Tuesday's State of the Market event, which featured a discussion between WashREIT CEO Paul McDermott and Boston Properties Senior Executive Vice President Ray Ritchey, also included a panel of D.C. commercial real estate executives offering leadership and management advice. The executives talked about how they prepare their companies for an economic downturn, which many experts believe could happen in the next few years.
The key for navigating a global commercial real estate services firm through a downturn, Cushman & Wakefield Regional Managing Principal Roberta Liss said, is maintaining a wide variety of business lines.
"The real estate services world offers opportunities to develop your business with countercyclical, sustainable sectors," Liss said. "We make sure we are fully built out in every city on the investor services side as well as the occupier services side. We focus on what are the sectors in regions that drive those regions and make sure we are extremely strong in them."
As a developer, Kettler President Asheel Shah said he maintains optimism and sees the market with a glass-half-full mindset, but it is important to prepare for the worst.
"We want to continue to do deal flow, but it's about approaching that with discipline and making sure your organization is scaled to the right level so it can withstand when a downturn happens and you don't create a tremendous amount of disruption," Shah said.

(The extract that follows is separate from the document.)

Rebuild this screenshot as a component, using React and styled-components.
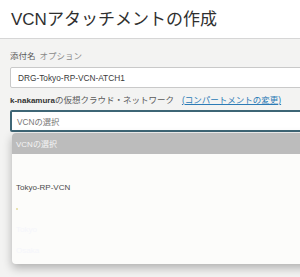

During the first downturn he experienced in 2001, JBG Smith Executive Vice President Dave Ritchey was a young broker in San Francisco, a market reeling from the dot-com bubble collapse. Many older brokers saw the lack of new leasing activity as a reason to take vacations and hit the golf course, but he used it as an opportunity to grow his own presence in the market.
"From an office market perspective, I think the market is uneven. I don't think it's a downturn or an upturn, it depends on submarket by submarket, asset by asset," Ritchey said. "But regardless, with the question of how do you endure the down times, from my perspective it's how do you embrace the down times."